+++ Information shown +++
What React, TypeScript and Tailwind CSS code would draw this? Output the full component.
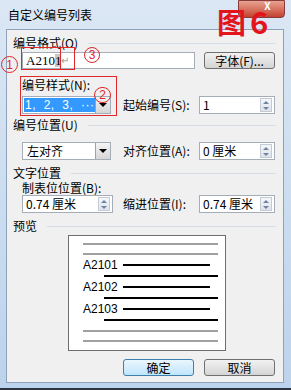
import React from 'react';

const cjk = "font-['Noto_Sans_CJK_SC','Liberation_Sans',sans-serif]";

function SectionLabel({ text, mt }: { text: string; mt: string }) {
  return (
    <div className={`flex items-center pl-[6px] pr-[7px] h-[12px] ${mt}`}>
      <span className="text-[12px] leading-[12px] whitespace-nowrap">{text}</span>
      <div className="flex-1 h-px bg-[#d5dde6] ml-[10px]" />
    </div>
  );
}

function Spin({ value, w }: { value: string; w: string }) {
  return (
    <div className={`${w} h-[18px] flex items-center bg-white border border-[#a4adb8]`}>
      <span className="flex-1 pl-[3px] text-[12px] leading-[12px] whitespace-nowrap">{value}</span>
      <div className="w-[12px] h-[14px] mr-[2px] flex flex-col border border-[#c4cbd4] bg-gradient-to-b from-[#f5f7fa] to-[#dde3ea]">
        <div className="flex-1 flex items-center justify-center">
          <div className="w-0 h-0 border-l-[3px] border-r-[3px] border-b-[3px] border-l-transparent border-r-transparent border-b-[#6f83a3]" />
        </div>
        <div className="flex-1 flex items-center justify-center">
          <div className="w-0 h-0 border-l-[3px] border-r-[3px] border-t-[3px] border-l-transparent border-r-transparent border-t-[#6f83a3]" />
        </div>
      </div>
    </div>
  );
}

function Select({ children }: { children: React.ReactNode }) {
  return (
    <div className="w-[89px] h-[18px] flex items-center bg-white border border-[#a4adb8]">
      <div className="flex-1 h-full flex items-center pl-[1px] overflow-hidden">{children}</div>
      <div className="w-[15px] h-[16px] flex items-center justify-center border-l border-[#9aa3ad] bg-gradient-to-b from-[#f4f4f4] to-[#d6d6d6]">
        <div className="w-0 h-0 border-l-[4px] border-r-[4px] border-t-[4px] border-l-transparent border-r-transparent border-t-black" />
      </div>
    </div>
  );
}

function Button({ label, focused }: { label: string; focused?: boolean }) {
  return (
    <div
      className={`w-[71px] h-[17px] flex items-center justify-center rounded-[3px] text-[12px] leading-[12px] border ${
        focused
          ? 'border-[#3c7fb1] bg-gradient-to-b from-[#eaf6fd] to-[#bee6fd]'
          : 'border-[#707070] bg-gradient-to-b from-[#f2f2f2] to-[#d4d4d4]'
      }`}
    >
      {label}
    </div>
  );
}

function CircleNum({ n, cls }: { n: string; cls: string }) {
  return (
    <div className={`absolute rounded-full border-[1.5px] border-[#e0282a] text-[#e0282a] flex items-center justify-center text-[12px] leading-none font-['Liberation_Sans',sans-serif] ${cls}`}>
      {n}
    </div>
  );
}

export default function App() {
  return (
    <div className={`relative w-[291px] h-[390px] overflow-hidden flex flex-col bg-gradient-to-b from-[#dbe7f4] to-[#bcd3ec] text-black ${cjk}`}>
      {/* title bar */}
      <div className="h-[29px] flex items-start">
        <span className="pl-[8px] pt-[9px] text-[12px] leading-[12px]">自定义编号列表</span>
        <div className="ml-auto mr-[6px] w-[47px] h-[18px] rounded-b-[4px] border border-[#8a3b3b] bg-gradient-to-b from-[#e8a291] to-[#c2412f] flex items-start justify-center pl-[12px] text-white text-[10px] leading-[10px] font-bold">
          X
        </div>
      </div>

      {/* panel */}
      <div className="ml-[6px] mr-[7px] h-[354px] flex flex-col bg-[#f0f0f0] border border-[#8ea2bc]">
        <SectionLabel text="编号格式(O)" mt="mt-[7px]" />
        <div className="flex pl-[15px] mt-[3px] h-[17px]">
          <div className="w-[173px] h-[17px] flex items-center bg-white border border-[#a4adb8] pl-[3px] text-[13px] leading-[13px] font-['Liberation_Serif',serif]">
            <span>A210</span>
            <span className="bg-[#c8c8c8]">1</span>
            <span className="text-[#9a9a9a] text-[10px]">↵</span>
          </div>
          <div className="ml-[9px]">
            <Button label="字体(F)..." />
          </div>
        </div>

        <div className="flex items-end pl-[15px] mt-[10px]">
          <div className="flex flex-col">
            <span className="text-[12px] leading-[12px] h-[12px] whitespace-nowrap">编号样式(N):</span>
            <div className="mt-[5px]">
              <Select>
                <span className="bg-[#3399ff] text-white text-[12px] leading-[14px] h-[14px] w-[71px] shrink-0 pl-[1px] whitespace-pre tracking-[0.5px] font-['Liberation_Sans',sans-serif]">1,  2,  3,  ···</span>
              </Select>
            </div>
          </div>
          <div className="ml-[12px] w-[76px] h-[18px] flex items-center text-[12px] leading-[12px] whitespace-nowrap">起始编号(S):</div>
          <Spin value="1" w="w-[76px]" />
        </div>

        <SectionLabel text="编号位置(U)" mt="mt-[5px]" />
        <div className="flex items-center pl-[15px] mt-[11px]">
          <Select>
            <span className="pl-[3px] text-[12px] leading-[12px]">左对齐</span>
          </Select>
          <div className="ml-[12px] w-[76px] text-[12px] leading-[12px] whitespace-nowrap">对齐位置(A):</div>
          <Spin value="0 厘米" w="w-[76px]" />
        </div>

        <SectionLabel text="文字位置" mt="mt-[7px]" />
        <div className="pl-[15px] mt-[3px] text-[12px] leading-[12px] h-[12px]">制表位位置(B):</div>
        <div className="flex items-center pl-[15px] mt-[1px]">
          <Spin value="0.74 厘米" w="w-[91px]" />
          <div className="ml-[10px] w-[76px] text-[12px] leading-[12px] whitespace-nowrap">缩进位置(I):</div>
          <Spin value="0.74 厘米" w="w-[76px]" />
        </div>

        <SectionLabel text="预览" mt="mt-[7px]" />
        <div className="ml-[61px] mt-[3px] w-[158px] h-[116px] bg-white border border-[#6e6e6e] flex flex-col pl-[14px] font-['Liberation_Sans',sans-serif]">
          <div className="mt-[7px] w-[135px] h-[2px] bg-[#a0a0a0]" />
          <div className="mt-[8px] w-[135px] h-[2px] bg-[#a0a0a0]" />
          {['A2101', 'A2102', 'A2103'].map((t) => (
            <div key={t} className="flex flex-col">
              <div className="mt-[4px] h-[12px] flex items-center">
                <span className="text-[12px] leading-[12px] w-[40px]">{t}</span>
                <div className="w-[87px] h-[2px] bg-black" />
              </div>
              <div className="mt-[4px] ml-[21px] w-[114px] h-[2px] bg-black" />
            </div>
          ))}
          <div className="mt-[9px] w-[135px] h-[2px] bg-[#a0a0a0]" />
          <div className="mt-[8px] w-[135px] h-[2px] bg-[#a0a0a0]" />
        </div>

        <div className="flex gap-[10px] pl-[116px] mt-[8px]">
          <Button label="确定" focused />
          <Button label="取消" />
        </div>
      </div>
      <div className="flex-1 border-b-[2px] border-[#2a3440]" />

      {/* annotations */}
      <div className="absolute left-[217px] top-[6px] flex items-end text-[#e3141c] font-bold">
        <span className="text-[29px] leading-[30px]">图</span>
        <span className="ml-[4px] text-[31px] leading-[30px]">6</span>
      </div>
      <div className="absolute left-[21px] top-[47px] w-[54px] h-[23px] border border-[#e0282a]" />
      <div className="absolute left-[60px] top-[47px] w-px h-[23px] bg-[#e0282a]" />
      <CircleNum n="1" cls="left-[1px] top-[56px] w-[17px] h-[17px]" />
      <CircleNum n="3" cls="left-[84px] top-[47px] w-[16px] h-[16px]" />
      <div className="absolute left-[20px] top-[76px] w-[97px] h-[40px] border border-[#e0282a]" />
      <CircleNum n="2" cls="left-[94px] top-[87px] w-[17px] h-[16px]" />
    </div>
  );
}
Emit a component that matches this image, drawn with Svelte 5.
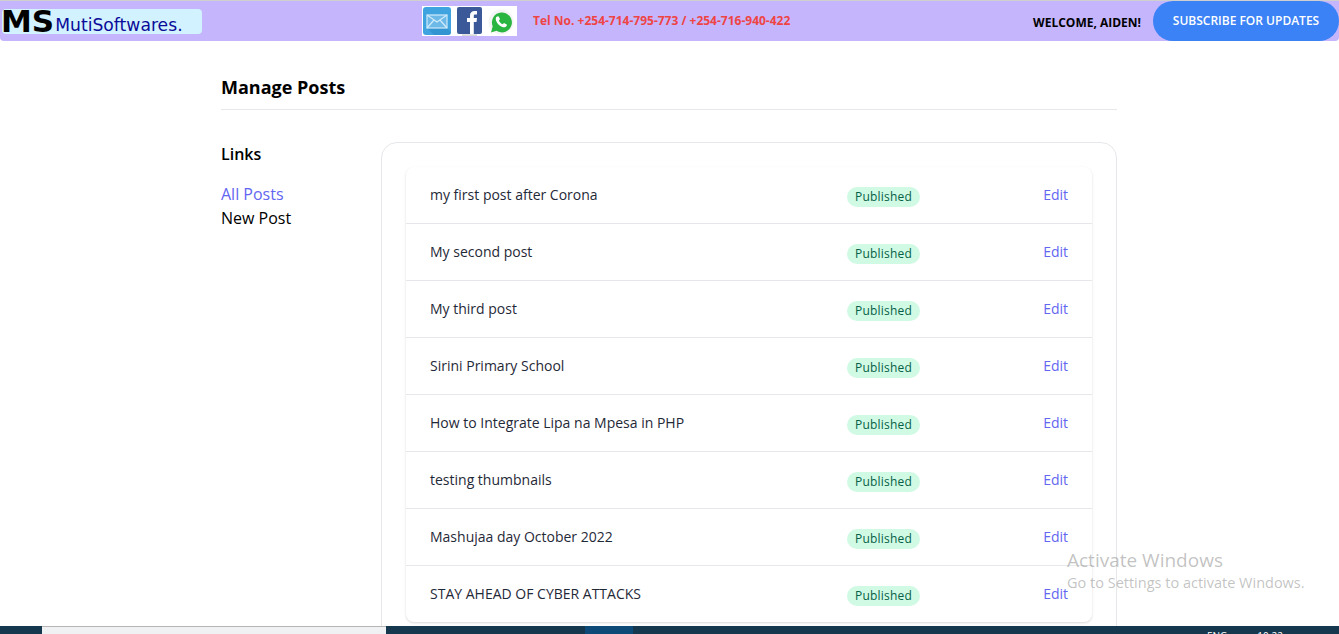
<script>
  const posts = [
    'my first post after Corona',
    'My second post',
    'My third post',
    'Sirini Primary School',
    'How to Integrate Lipa na Mpesa in PHP',
    'testing thumbnails',
    'Mashujaa day October 2022',
    'STAY AHEAD OF CYBER ATTACKS'
  ];
</script>

<div class="page">
  <header class="topbar">
    <div class="logo"><span class="ms">MS</span><span class="name">MutiSoftwares.</span></div>
    <div class="contact">
      <div class="icons">
        <svg class="ic" width="28" height="29" viewBox="0 0 28 29">
          <rect width="28" height="28" rx="3" fill="#3fa3e0"/>
          <path d="M4 21 L11 28 L25 28 Q28 28 28 25 L24 21Z" fill="#2f8dcc" opacity=".7"/>
          <rect x="4" y="8" width="20" height="13" fill="#bfe3f7" fill-opacity=".35" stroke="#cfeafa" stroke-width="1.2"/>
          <path d="M4 8 L14 15 L24 8 M4 21 L11 13 M24 21 L17 13" fill="none" stroke="#cfeafa" stroke-width="1.2"/>
        </svg>
        <svg class="ic" width="26" height="29" viewBox="0 0 26 29">
          <rect width="25" height="27" rx="2" fill="#3b5998"/>
          <path d="M13 27 V15 H10 V11 H13 V8.500 C13 5.500 15 4 17.500 4 H20 V7.500 H18 C17 7.500 16.800 8 16.800 9 V11 H20 L19.500 15 H16.800 V27Z" fill="#fff"/>
          <rect x="5" y="27.500" width="15" height="1.200" fill="#c9c9c9"/>
        </svg>
        <svg class="ic wa" width="26" height="26" viewBox="0 0 26 26">
          <circle cx="13" cy="13" r="12.500" fill="#f4f4f4"/>
          <path d="M3 23.500 L4.700 17.300 A10 10 0 1 1 8.500 21.800Z" fill="#2ab540"/>
          <path d="M9 7.500 C8 8 7.400 9.500 8 11.500 C9 14.500 12 17.500 15 18.200 C17 18.600 18.500 17.800 18.800 16.500 L18.800 15.500 L16 14 L14.700 15.300 C13 14.600 11.600 13.200 10.900 11.500 L12 10.200 L10.800 7.500Z" fill="#fff"/>
        </svg>
      </div>
      <span class="tel">Tel No. +254-714-795-773 / +254-716-940-422</span>
    </div>
    <div class="right">
      <span class="welcome">WELCOME, AIDEN!</span>
      <a class="subscribe" href="#top">SUBSCRIBE FOR UPDATES</a>
    </div>
  </header>

  <main class="wrap">
    <h1>Manage Posts</h1>
    <div class="cols">
      <aside>
        <h2>Links</h2>
        <a class="active" href="#top">All Posts</a>
        <a href="#top">New Post</a>
      </aside>
      <section class="panel">
        <ul class="list">
          {#each posts as post}
            <li>
              <span class="title">{post}</span>
              <span class="badge">Published</span>
              <a class="edit" href="#top">Edit</a>
            </li>
          {/each}
        </ul>
      </section>
    </div>
  </main>

  <div class="activate">
    <div class="a1">Activate Windows</div>
    <div class="a2">Go to Settings to activate Windows.</div>
  </div>

  <footer class="taskbar">
    <div class="search"></div>
    <div class="task"></div>
    <div class="tray"><span>ENG</span><span>10:22</span></div>
  </footer>
</div>

<style>
  :global(body) { margin: 0; background: #fff; font-family: "Open Sans", sans-serif; overflow: hidden; }
  .page { position: relative; height: 634px; overflow: hidden; }
  a { text-decoration: none; }

  .topbar {
    display: flex; align-items: center; height: 40px; box-sizing: content-box;
    background: #c4b5fd; border-top: 1px solid #cfcfcf; position: relative;
    border-radius: 0 0 4px 4px;
  }
  .logo {
    margin-left: 2px; margin-top: 1px; width: 200px; height: 25px; background: #d2f2ff; border-radius: 4px;
    display: flex; align-items: flex-end;
    font-family: "DejaVu Sans", Verdana, sans-serif;
  }
  .ms { font-weight: 700; font-size: 31px; line-height: 25px; color: #000; margin-left: -1px; }
  .name { color: #0b0b99; font-size: 17.200px; line-height: 20px; margin: 0 0 -1px 1px; }

  .contact { position: absolute; left: 422px; top: 5px; display: flex; align-items: center; }
  .icons { width: 95px; height: 30px; background: #fff; display: flex; gap: 6px; align-items: flex-start; padding: 1px 0 0 1px; box-sizing: border-box; }
  .ic { display: block; flex: none; }
  .wa { margin: 2px 0 0 -1px; }
  .tel { margin-left: 16px; font-size: 12px; font-weight: 700; color: #ef4444; line-height: 30px; }

  .right { margin-left: auto; display: flex; align-items: center; }
  .welcome { font-size: 12px; font-weight: 700; color: #000; margin-right: 12px; margin-top: 3px; }
  .subscribe {
    display: flex; align-items: center; justify-content: center; width: 186px; height: 40px;
    box-sizing: border-box; padding-bottom: 2px;
    background: #3b82f6; color: #fff; border-radius: 20px; font-size: 12px; font-weight: 600;
  }

  .wrap { width: 896px; margin: 0 0 0 221px; box-sizing: border-box; }
  h1 { margin: 0; padding: 32px 0 8px; font-size: 18px; line-height: 28px; font-weight: 700; color: #000; border-bottom: 1px solid #e5e7eb; }
  .cols { display: flex; margin-top: 32px; }
  aside { width: 160px; flex: none; display: flex; flex-direction: column; align-items: flex-start; }
  h2 { margin: 0 0 16px; font-size: 16px; line-height: 24px; font-weight: 600; color: #000; }
  aside a { font-size: 16px; line-height: 24px; color: #000; }
  aside a.active { color: #6366f1; }
  .panel { flex: 1; height: 560px; box-sizing: border-box; border: 1px solid #e5e7eb; border-radius: 16px; padding: 24px; }
  .list {
    list-style: none; margin: 0; padding: 0; border-radius: 8px; background: #fff;
    box-shadow: 0 1px 3px rgba(0,0,0,.1), 0 1px 2px rgba(0,0,0,.06);
  }
  li { display: flex; align-items: center; height: 56px; padding: 0 24px; border-top: 1px solid #e5e7eb; font-size: 14px; color: #1f2937; }
  li:first-child { border-top: 0; }
  .title { width: 417px; flex: none; margin-bottom: 2px; }
  .badge {
    background: #d1fae5; color: #065f46; font-size: 12px; font-weight: 500; line-height: 20px; letter-spacing: .2px;
    padding: 0 8px; border-radius: 10px; margin-top: 4px;
  }
  .edit { margin-left: auto; color: #6366f1; margin-bottom: 2px; }

  .activate { position: absolute; left: 1067px; top: 548px; color: rgba(120,120,120,.45); pointer-events: none; font-family: "Open Sans", sans-serif; }
  .a1 { font-size: 19px; line-height: 24px; }
  .a2 { font-size: 14.500px; line-height: 22px; }

  .taskbar { position: absolute; left: 0; right: 0; bottom: 0; height: 8px; background: #16384f; display: flex; overflow: hidden; }
  .search { position: absolute; left: 42px; top: 0; width: 344px; height: 8px; background: #f0f1f3; border-top: 1px solid #b5b5b5; box-sizing: border-box; }
  .task { position: absolute; left: 585px; top: 0; width: 48px; height: 8px; background: #0d4a78; }
  .tray { position: absolute; left: 1207px; top: 3px; color: #fff; font-size: 10px; line-height: 14px; display: flex; gap: 30px; }
</style>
+++
Search the entries for the word "full" and copy every line that has it.

What React, TypeScript and Tailwind CSS code would draw this? Output the full component.
      <div className="flex-1 h-full flex items-center pl-[1px] overflow-hidden">{children}</div>
    <div className={`absolute rounded-full border-[1.5px] border-[#e0282a] text-[#e0282a] flex items-center justify-center text-[12px] leading-none font-['Liberation_Sans',sans-serif] ${cls}`}>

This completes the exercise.